Pai Gow Poker is one of the newer casino games. The hand counts, deck size and cards dealt have all increased. The competition has changed and it plays by a different set of house rules depending on the casino. If all the casinos have different sets of house rules then all of the sets cannot be the best option for casino income. So what is the best set of house rules for a Pai Gow dealer? We will use the choose function in its entirety to make a casino profitable and end up in the black.

Tessa Thorsen
Edge Detection with Wavelets

Much work has been done on developing wavelet-based methods of edge detection. Many different methods exist, ranging from the simple to the complex. We explore four different methods, two very simple and two more advanced, and compare the accuracy of these methods in detecting edges in various images. We find that, although the more sophisticated methods are computationally expensive, they outperform the simple methods and are more robust to noise.
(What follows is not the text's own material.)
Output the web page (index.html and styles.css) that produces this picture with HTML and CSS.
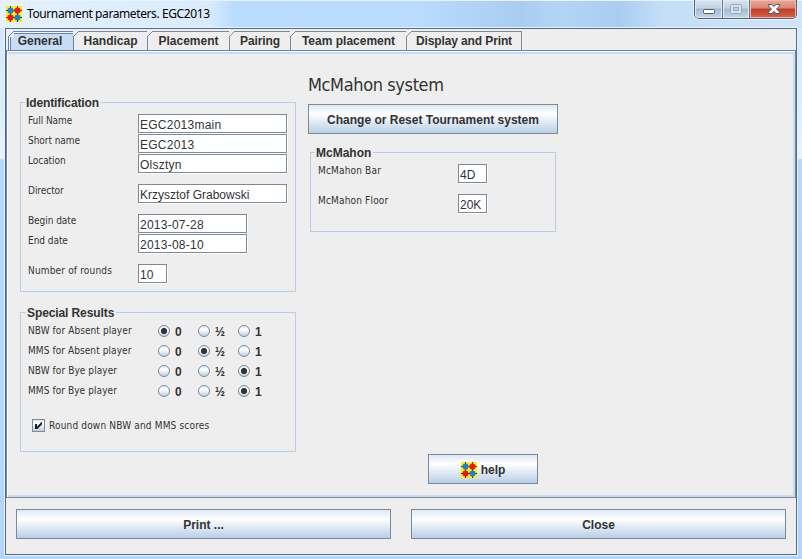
FILE: index.html
```
<!DOCTYPE html>
<html lang="en">
<head>
<meta charset="utf-8">
<title>Tournament parameters. EGC2013</title>
<link rel="stylesheet" href="styles.css">
</head>
<body>
<svg class="defs" width="0" height="0">
  <symbol id="logo" viewBox="0 0 16 16">
    <rect width="16" height="16" fill="#ffee10"/>
    <path d="M4.5 0V16M11.5 0V16M0 4.5H16M0 11.5H16" stroke="#333" stroke-width="1"/>
    <circle cx="4.5" cy="4.5" r="3.100" fill="#1287d8"/><circle cx="11.5" cy="4.5" r="3.100" fill="#f01414"/>
    <circle cx="4.5" cy="11.5" r="3.100" fill="#f01414"/><circle cx="11.5" cy="11.5" r="3.100" fill="#1287d8"/>
  </symbol>
</svg>
<header class="titlebar">
  <svg class="app-icon" width="16" height="16"><use href="#logo"/></svg>
  <span class="title">Tournament parameters. EGC2013</span>
  <div class="controls">
    <span class="ctl min"><svg width="28" height="18"><rect x="8.5" y="9.5" width="11" height="4" rx="1" fill="#fff" stroke="#535a68"/></svg></span>
    <span class="ctl max"><svg width="26" height="18"><rect x="7.5" y="4.5" width="11" height="9" rx="1" fill="#d5e2ef" stroke="#9aabbf"/><rect x="10.5" y="7.5" width="5" height="3" fill="#c0d0e2" stroke="#9aabbf"/></svg></span>
    <span class="ctl close"><svg width="46" height="18"><path d="M18.500 4.500h3.600l1.900 2.200 1.900-2.200h3.600v1.500l-3 3 3 3v1.500h-3.600l-1.900-2.200-1.900 2.200h-3.600v-1.500l3-3-3-3z" fill="#fff" stroke="#535666"/></svg></span>
  </div>
</header>
<main class="client">
  <nav class="tabs">
    <span class="tab active t1">General</span><span class="tab t2">Handicap</span><span class="tab t3">Placement</span><span class="tab t4">Pairing</span><span class="tab t5">Team placement</span><span class="tab t6">Display and Print</span>
  </nav>
  <section class="panel">
    <div class="left">
      <div class="group ident">
        <h2><span>Identification</span></h2>
        <div class="row"><label>Full Name</label><span class="field wide">EGC2013main</span></div>
        <div class="row"><label>Short name</label><span class="field wide">EGC2013</span></div>
        <div class="row gap"><label>Location</label><span class="field wide">Olsztyn</span></div>
        <div class="row gap"><label>Director</label><span class="field wide name">Krzysztof Grabowski</span></div>
        <div class="row"><label>Begin date</label><span class="field date">2013-07-28</span></div>
        <div class="row gap"><label>End date</label><span class="field date">2013-08-10</span></div>
        <div class="row"><label class="loose">Number of rounds</label><span class="field small">10</span></div>
      </div>
      <div class="group special">
        <h2><span>Special Results</span></h2>
        <div class="rrow"><label>NBW for Absent player</label><i class="radio on"></i><b>0</b><i class="radio"></i><b>½</b><i class="radio"></i><b>1</b></div>
        <div class="rrow"><label>MMS for Absent player</label><i class="radio"></i><b>0</b><i class="radio on"></i><b>½</b><i class="radio"></i><b>1</b></div>
        <div class="rrow"><label>NBW for Bye player</label><i class="radio"></i><b>0</b><i class="radio"></i><b>½</b><i class="radio on"></i><b>1</b></div>
        <div class="rrow"><label>MMS for Bye player</label><i class="radio"></i><b>0</b><i class="radio"></i><b>½</b><i class="radio on"></i><b>1</b></div>
        <div class="check"><span class="box"><svg width="11" height="11"><path d="M2 4h2v2.500L8.500 2H9v2.500L4.500 9H2z" fill="#222"/></svg></span><label class="loose">Round down NBW and MMS scores</label></div>
      </div>
    </div>
    <div class="right">
      <h1>McMahon system</h1>
      <button class="btn change">Change or Reset Tournament system</button>
      <div class="group mcm">
        <h2><span>McMahon</span></h2>
        <div class="row gap"><label class="loose">McMahon Bar</label><span class="field small">4D</span></div>
        <div class="row"><label class="loose">McMahon Floor</label><span class="field small">20K</span></div>
      </div>
      <button class="btn help"><svg width="16" height="16"><use href="#logo"/></svg>help</button>
    </div>
  </section>
  <footer class="actions">
    <button class="btn">Print ...</button>
    <button class="btn">Close</button>
  </footer>
</main>
</body>
</html>
```
FILE: styles.css
```
* { box-sizing: border-box; }
body {
  margin: 0; width: 802px; height: 559px; overflow: hidden;
  background: linear-gradient(#d4e8fc 0, #dcedfd 110px, #e9f4fe 158px, #b5d8fc 160px, #b3d6fa 100%);
  font: bold 12px "Liberation Sans", sans-serif; color: #333;
}
.defs { position: absolute; }
.titlebar {
  height: 28px; display: flex; align-items: flex-start; padding-left: 6px;
  background: linear-gradient(90deg, #e4f1fe 0, #d9ebfd 210px, #b9dbfd 235px, #b9dbfd 420px, #a9cdf0 520px, #b3d4f5 560px, #a9cdf0 620px, #c4def8 660px, #cfe5fb 100%);
  border-top: 1px solid #e8f4ff;
}
.app-icon { margin-top: 5px; }
.title { margin: 4px 0 0 5px; font: 12px/18px "Noto Sans", sans-serif; letter-spacing: -0.4px; color: #000; }
.controls {
  display: flex; height: 19px; width: 103px; margin: -1px 5px 0 auto;
  border: 1px solid #535d6d; border-top: 0; border-radius: 0 0 5px 5px; overflow: hidden;
  box-shadow: 0 0 0 1px #e5f2ff;
}
.ctl { background: linear-gradient(#d7e3f0, #c3d3e4 45%, #a4b8cf 50%, #c4d8ec); box-shadow: inset 0 0 0 1px #e1ebf5; height: 18px; }
.min { width: 28px; border-right: 1px solid #69788c; }
.max { width: 27px; border-right: 1px solid #69788c; }
.close { width: 46px; background: linear-gradient(#e9a99c, #d98673 45%, #c23c24 50%, #d3674b); box-shadow: inset 0 0 0 1px #efbbae; }
.client {
  margin: 0 5px; width: 792px; height: 527px; background: #eee;
  border: 1px solid #5a6b80; box-shadow: 0 0 0 1px #e3f2ff;
}
.tabs { height: 21px; padding: 2px 0 0 2px; display: flex; }
.tab {
  position: relative; height: 19px; border-top: 1px solid #7a8a99; border-right: 1px solid #7a8a99;
  text-align: center; line-height: 19px; white-space: nowrap;
}
.tab::before {
  content: ""; position: absolute; left: -1px; top: -1px; width: 6px; height: 6px;
  background: linear-gradient(135deg, #eee 42%, #7a8a99 43%, #7a8a99 57%, #eee 58%);
}
.t1 { width: 66px; } .t2 { width: 74px; } .t3 { width: 82px; } .t4 { width: 61px; letter-spacing: -.1px; } .t5 { width: 116px; } .t6 { width: 115px; letter-spacing: -.12px; }
.active { background: #c8ddf2; border: 1px solid #6382bf; border-bottom: 0; box-shadow: inset 1px 1px #f5f9ff, inset 2px 2px #6382bf; padding-right: 2px; }
.active::before { background: linear-gradient(135deg, #eee 42%, #6382bf 43%, #6382bf 57%, #e8f1fb 58%); }
.panel {
  height: 448px; display: flex; border: 1px solid #6382bf; border-right-color: #7a8a99; border-bottom-color: #7a8a99;
  box-shadow: inset 1px 1px #fff, inset 0 3px #c8ddf2, inset -2px -2px #c8ddf2;
  padding-left: 13px;
}
.left { width: 288px; padding-top: 51px; }
.group { border: 1px solid #b8cfe5; padding-left: 7px; }
.group h2 { margin: -8px 0 0 -3px; height: 19px; font-size: 12px; line-height: 17px; }
.group h2 span { background: #eee; padding: 0 2px 0 1px; }
.ident { width: 276px; height: 190px; }
.ident h2 { letter-spacing: -.12px; }
.special { width: 276px; height: 140px; margin-top: 20px; }
.row { display: flex; height: 20px; }
.row.gap { margin-bottom: 10px; }
label { font: 10px/14px "DejaVu Sans Condensed", "DejaVu Sans", sans-serif; width: 110px; letter-spacing: -0.05px; white-space: nowrap; }
label.loose { letter-spacing: .17px; }
.field {
  height: 19px; background: #fff; border: 1px solid #7a8a99; padding-left: 1px;
  box-shadow: 1px 1px #fff; font: 12px/20px "Liberation Sans", sans-serif; letter-spacing: .25px; white-space: nowrap;
}
.field.name { letter-spacing: 0; }
.wide { width: 149px; } .date { width: 109px; } .small { width: 29px; letter-spacing: 0; }
.special h2 { height: 16px; letter-spacing: -.1px; padding-left: 1px; }
.rrow { display: flex; height: 20px; align-items: center; }
.rrow label { width: 130px; letter-spacing: .08px; }
.radio { width: 12px; height: 12px; border-radius: 50%; border: 1px solid #7a8a99; background: linear-gradient(#dde8f3, #fff 35%, #b8cfe5); flex: none; }
.radio.on { background: radial-gradient(circle, #333 0 2.8px, transparent 3.3px), linear-gradient(#dde8f3, #fff 35%, #b8cfe5); }
.rrow b { width: 28px; padding: 2px 0 0 5px; }
.check { display: flex; align-items: center; margin: 18px 0 0 4px; height: 13px; }
.box { width: 13px; height: 13px; border: 1px solid #7a8a99; background: linear-gradient(#dde8f3, #fff 35%, #b8cfe5); margin-right: 4px; display: flex; }
.right { width: 260px; padding-top: 20px; display: flex; flex-direction: column; align-items: flex-start; }
h1 { margin: 0; height: 33px; font: 18px/28px "DejaVu Sans Condensed", sans-serif; letter-spacing: -.38px; white-space: nowrap; }
.btn {
  height: 30px; border: 1px solid #7a8a99; padding: 1px 0 0; color: #333; font: bold 12px "Liberation Sans", sans-serif;
  background: linear-gradient(#dde8f3, #fff 32%, #b8cfe5); display: flex; align-items: center; justify-content: center; gap: 4px;
}
.change { width: 250px; }
.mcm { width: 246px; height: 80px; margin: 18px 0 0 2px; }
.mcm label { width: 140px; }
.help { width: 110px; margin: 222px 0 0 120px; }
.actions { display: flex; gap: 20px; padding: 11px 10px 0; }
.actions .btn { width: 375px; }
```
Additionally, the sophisticated algorithms are able to distinguish between different types of edges, unlike the simple methods.

Xiaotong Zou
How to Construct a Regular Polygon?

Euclidean Constructions consist of straightedge and compass. In this paper we will prove the famous Gauss Theorem which states that for a regular n-gon to be constructible, n has to be the product of powers of two and distinct Fermat primes. The first direction of the prove involves ideas in group theory and number theory such as field extension, primitive roots, and roots of complex numbers. The other direction uses the Galois Theory.